Endless visits to the doctor

Since the night of the attack, K.’s life has been consumed by medical appointments. At hospital on the same night, she received the stiches on the bridge of her nose – the injury she suffered when shoved against the car.

She also visited the Gewaltschutzambulanz, the Outpatient Clinic for the Protection against Violence, at Charité Hospital, where victims of violence can go to be “forensically examined and documented” without involvement of the police and at no cost. Here, doctors thoroughly documented and photographed all her injuries.

Then the day after came the doctor’s visit and X-ray that revealed the broken ribs. More than a month later, it still hurts to breathe, talk and walk – despite the pain medication she’s on. In the middle of September, her doctor told her that even when the wound on her nose healed, a scar would remain.

An x-ray of K.'s broken ribs

“Every day I will look in the mirror and remember the guy who hates me,” says K. “Somebody who must be scarred himself. I have to live with this scar. I don’t think this is fair.”

The two broken ribs are on the right side of her body. But she now feels a new pain on the left side, which doctors are having trouble explaining.  “They keep on finding things. I want to get over it. This is not my narrative. I don’t want to think about it.”

“It hurts deeply. The way they treat people, especially people of colour. I knew this for a long time. But experiencing it in this way is something that will never go away. When I see a Black person, I almost feel like crying, because I know what they are going through. When are they going to give African people a break in Europe?”

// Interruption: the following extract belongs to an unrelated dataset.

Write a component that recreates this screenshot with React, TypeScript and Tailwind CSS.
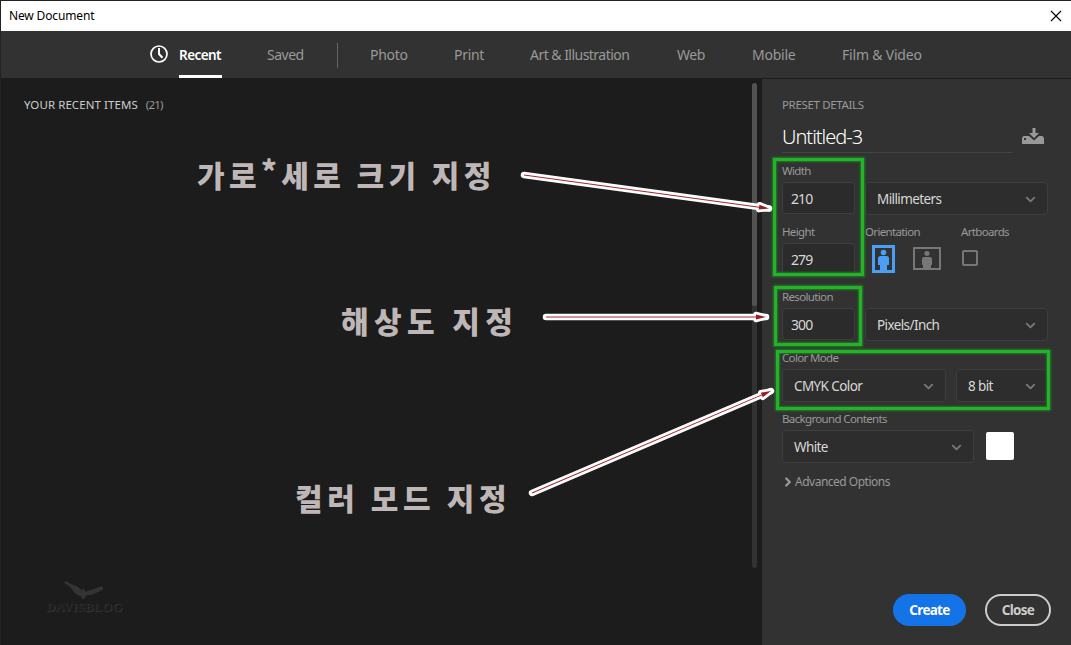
import clsx from "clsx";
import { ChevronDown, ChevronRight } from "lucide-react";

const tabs = [
  { label: "Photo", className: "w-[37px] tracking-[-0.3px]" },
  { label: "Print", className: "w-[29px] tracking-[-0.3px]" },
  { label: "Art & Illustration", className: "w-[100px] tracking-[-0.53px]" },
  { label: "Web", className: "w-[28px] tracking-[-0.5px]" },
  { label: "Mobile", className: "w-[43px] tracking-[-0.25px]" },
  { label: "Film & Video", className: "w-[80px] tracking-[-0.2px]" },
];

const notes = [
  { before: "가로", star: "*", after: "세로 크기 지정", className: "left-[197px] top-[151px] tracking-[4.4px]" },
  { before: "해상도 지정", className: "left-[341px] top-[297px] tracking-[5.4px]" },
  { before: "컬러 모드 지정", className: "left-[295px] top-[474px] tracking-[4.6px]" },
];

const highlights = [
  "left-[773px] top-[158px] h-[118px] w-[91px]",
  "left-[774px] top-[286px] h-[60px] w-[88px]",
  "left-[776px] top-[350px] h-[60px] w-[274px]",
];

function Label({ children, className }: { children: string; className?: string }) {
  return (
    <div
      className={clsx(
        "flex h-[22px] items-center whitespace-nowrap text-[11.5px] tracking-[-0.65px] text-[#999]",
        className,
      )}
    >
      {children}
    </div>
  );
}

function Field({ value }: { value: string }) {
  return (
    <div className="flex h-8 w-[73px] items-center rounded border border-[#3e3e3e] bg-[#2b2b2b] pl-2 text-[14px] tracking-[-0.9px] text-[#d8d8d8]">
      {value}
    </div>
  );
}

function Select({ value, className }: { value: string; className: string }) {
  return (
    <div
      className={clsx(
        "flex h-[33px] items-center justify-between whitespace-nowrap rounded border border-[#3e3e3e] bg-[#2d2d2d] pl-[11px] pr-[9px] pt-px text-[13.5px] tracking-[-0.6px] text-[#d8d8d8]",
        className,
      )}
    >
      {value}
      <ChevronDown className="size-[15px] text-[#777]" strokeWidth={3} />
    </div>
  );
}

function Portrait() {
  return (
    <svg width="23" height="28" viewBox="0 0 23 28" fill="#4a9ff5" className="mb-[2px]">
      <path d="M0 0h23v28H0z M3 3v22h17V3z" fillRule="evenodd" />
      <circle cx="11.5" cy="7.5" r="2.8" />
      <path d="M8.500 11h6a2.500 2.500 0 0 1 2.500 2.500V20h-2v6H8v-6H6v-6.500a2.500 2.500 0 0 1 2.500-2.500z" />
    </svg>
  );
}

function Landscape() {
  return (
    <svg width="28" height="23" viewBox="0 0 28 23" fill="#777" className="mb-[2px]">
      <path d="M0 0h28v23H0z M2 2v19h24V2z" fillRule="evenodd" />
      <circle cx="14" cy="6.500" r="2.600" />
      <path d="M11 10h6a2 2 0 0 1 2 2v6h-1v4h-8v-4H9v-6a2 2 0 0 1 2-2z" />
    </svg>
  );
}

function SaveIcon() {
  return (
    <svg width="22" height="16" viewBox="0 0 22 16" fill="#999">
      <path d="M10.500 0h3v5H17l-5 5-5-5h3.500z" />
      <path d="M1.500 8H7l5 4.500L17 8h3.500L22 10v6H0v-6zM2 10v2h2v-2z" fillRule="evenodd" />
    </svg>
  );
}

function Arrow({ x1, y1, x2, y2 }: { x1: number; y1: number; x2: number; y2: number }) {
  const length = Math.hypot(x2 - x1, y2 - y1);
  const angle = (Math.atan2(y2 - y1, x2 - x1) * 180) / Math.PI;
  const head = `M${length - 10} -2.500L${length} 0L${length - 10} 2.500z`;
  return (
    <g transform={`translate(${x1} ${y1}) rotate(${angle})`}>
      <path d={`M0 0H${length}`} stroke="#fff" strokeWidth="6.500" strokeLinecap="round" />
      <path d={head} fill="#fff" stroke="#fff" strokeWidth="5.500" strokeLinejoin="round" />
      <path d={`M0 0H${length - 8}`} stroke="#a12a30" strokeWidth="1" />
      <path d={head} fill="#9d1c22" />
    </g>
  );
}

export default function App() {
  return (
    <div className="relative flex h-[645px] w-[1071px] flex-col overflow-hidden border-l border-t border-[#242122] bg-[#1c1c1c] font-['Noto_Sans','Noto_Sans_CJK_KR',sans-serif]">
      <header className="flex h-[30px] shrink-0 items-center justify-between bg-white pl-2 pr-[9px] text-xs text-black">
        <span className="tracking-[-0.15px]">New Document</span>
        <svg width="12" height="12" viewBox="0 0 12 12" stroke="#000" strokeWidth="1.100">
          <path d="M1 1l10 10M11 1L1 11" />
        </svg>
      </header>

      <nav className="flex h-[47px] shrink-0 items-center whitespace-nowrap bg-[#323232] pl-[149px] text-[14px] text-[#999]">
        <svg width="18" height="18" viewBox="0 0 18 18" fill="none" stroke="#fff" className="mb-[2px]">
          <circle cx="9" cy="9" r="8" strokeWidth="1.700" />
          <path d="M9 3v6l3.500 3.800" strokeWidth="2" />
        </svg>
        <div className="ml-[11px] flex h-full w-[43px] items-center border-b-[3px] border-white pt-1 text-[13.5px] font-semibold tracking-[-0.55px] text-white">
          Recent
        </div>
        <div className="ml-[45px] w-[37px] tracking-[-0.5px]">Saved</div>
        <div className="ml-[33px] mr-8 mt-0.5 h-[25px] w-px bg-[#666]" />
        <div className="flex gap-[47px]">
          {tabs.map((tab) => (
            <div key={tab.label} className={tab.className}>
              {tab.label}
            </div>
          ))}
        </div>
      </nav>

      <div className="flex min-h-0 flex-1">
        <main className="flex flex-1 justify-between pl-[23px] pr-[5px]">
          <div className="flex gap-2 pt-[18px] text-[11.5px] leading-[18px]">
            <span className="tracking-[0.07px] text-[#ccc]">YOUR RECENT ITEMS</span>
            <span className="tracking-[-0.8px] text-[#999]">(21)</span>
          </div>
          <div className="mt-[5px] h-[485px] w-[5px] rounded-full bg-[#323232]">
            <div className="h-[223px] rounded-full bg-[#535353]" />
          </div>
        </main>

        <aside className="mt-px flex w-[309px] flex-col bg-[#323232] pl-5 pr-5 pt-4">
          <div className="flex h-5 items-center text-[11.5px] tracking-[-0.35px] text-[#999]">PRESET DETAILS</div>
          <div className="flex h-[38px] items-center justify-between">
            <div className="flex h-full w-[230px] items-center border-b border-[#444] pt-[7px] text-[20px] font-[350] tracking-[-1px] text-white">
              Untitled-3
            </div>
            <div className="mr-[7px] mt-[3px]">
              <SaveIcon />
            </div>
          </div>

          <Label className="mt-[7px]">Width</Label>
          <div className="flex h-[33px] gap-[10px]">
            <Field value="210" />
            <Select value="Millimeters" className="w-[183px]" />
          </div>

          <div className="mt-[6px] flex">
            <div className="w-[83px]">
              <Label>Height</Label>
              <Field value="279" />
            </div>
            <div className="w-24">
              <Label>Orientation</Label>
              <div className="flex h-[33px] items-center gap-[18px] pl-[7px]">
                <Portrait />
                <Landscape />
              </div>
            </div>
            <div>
              <Label>Artboards</Label>
              <div className="ml-px mt-[7px] size-4 rounded-[2px] border-2 border-[#777]" />
            </div>
          </div>

          <Label className="mt-[10px]">Resolution</Label>
          <div className="flex h-[33px] gap-[10px]">
            <Field value="300" />
            <Select value="Pixels/Inch" className="w-[183px]" />
          </div>

          <Label className="mt-[6px]">Color Mode</Label>
          <div className="flex gap-[10px]">
            <Select value="CMYK Color" className="w-[164px]" />
            <Select value="8 bit" className="w-[92px]" />
          </div>

          <Label className="mt-[6px]">Background Contents</Label>
          <div className="flex items-center gap-3">
            <Select value="White" className="w-[192px]" />
            <div className="mb-[2px] size-7 rounded-[2px] bg-white" />
          </div>

          <div className="mt-[9px] flex h-5 items-center text-[12px] tracking-[-0.5px] text-[#999]">
            <ChevronRight className="-ml-px size-[14px]" strokeWidth={4} />
            Advanced Options
          </div>

          <div className="mb-[19px] mt-auto flex justify-end gap-[19px] text-[13.5px] font-bold tracking-[-0.7px]">
            <button className="h-8 w-[73px] rounded-full bg-[#1473e6] pt-px text-white">Create</button>
            <button className="h-8 w-[66px] rounded-full border-2 border-[#ccc] pt-px text-[#ccc]">Close</button>
          </div>
        </aside>
      </div>

      {notes.map((note) => (
        <div
          key={note.before}
          className={clsx(
            "absolute -ml-px -mt-px whitespace-nowrap font-['Noto_Sans_CJK_KR',sans-serif] text-[30px] font-black leading-[46px] text-[#bfb7b7]",
            note.className,
          )}
        >
          {note.before}
          {note.star && <span className="relative -top-1">{note.star}</span>}
          {note.after}
        </div>
      ))}

      {highlights.map((box) => (
        <div
          key={box}
          className={clsx(
            "absolute -ml-px -mt-px border-[3px] border-[#25b22a] shadow-[0_0_2px_1px_#1f7d22,inset_0_0_2px_1px_#1f7d22]",
            box,
          )}
        />
      ))}

      <svg className="absolute -left-px -top-px" width="1071" height="645" viewBox="0 0 1071 645" fill="none">
        <Arrow x1={524} y1={175} x2={769} y2={208.5} />
        <Arrow x1={546} y1={317} x2={766} y2={317} />
        <Arrow x1={532} y1={493} x2={771} y2={391} />
      </svg>

      <div className="absolute left-[43px] top-[578px] flex w-20 flex-col items-center">
        <svg width="40" height="22" viewBox="0 0 40 22" fill="#363433">
          <path d="M0 4C1 2 4 2 5 4l9 4c2 1 3 3 4 4l1-3 3 4c5-3 9-3 13-5 3-1 5 0 4 2s-6 3-9 5c-2 1-5 1-7 1l-4 5-2-4c-3 0-5-2-7-4-2-4-5-6-10-9z" />
        </svg>
        <span className="font-['Liberation_Serif',serif] text-[13px] font-bold leading-[12px] text-[#1e1e1e] [text-shadow:1px_1px_1px_#3a3a3a]">
          DAVISBLOG
        </span>
      </div>
    </div>
  );
}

In their statistics, the Berlin police categorise racist attacks as “rightwing politically motivated crime”. Crimes of this type have been rising for years. In 2019, the number of rightwing crimes reported in Berlin grew from 1,789 to 1,932, a rise of 8 per cent. The number of such crimes resulting in bodily harm rose from 105 cases in 2018 to 115 in 2019. The numbers confirm K.’s hunch that racism has gotten worse in Berlin over recent years.

Reach Out Berlin also compiles statistics on rightwing crimes. The charity monitors police reports and local media and chronicles all cases on its website. The litany of crimes makes for depressing reading.

Their number are slightly higher than the official figures, Seyb says. She believes the true number is even higher. She suspects that a lot of racist or xenophobic crimes aren’t reported to anyone.

K. is resolved to not let this brutal act of violence disrupt her life too much. For one, she is taking steps to ensure her personal safety on the streets of Berlin. “I bounce back easily. I know I will be looking over my shoulder over the next few months. I’m going to buy pepper spray.”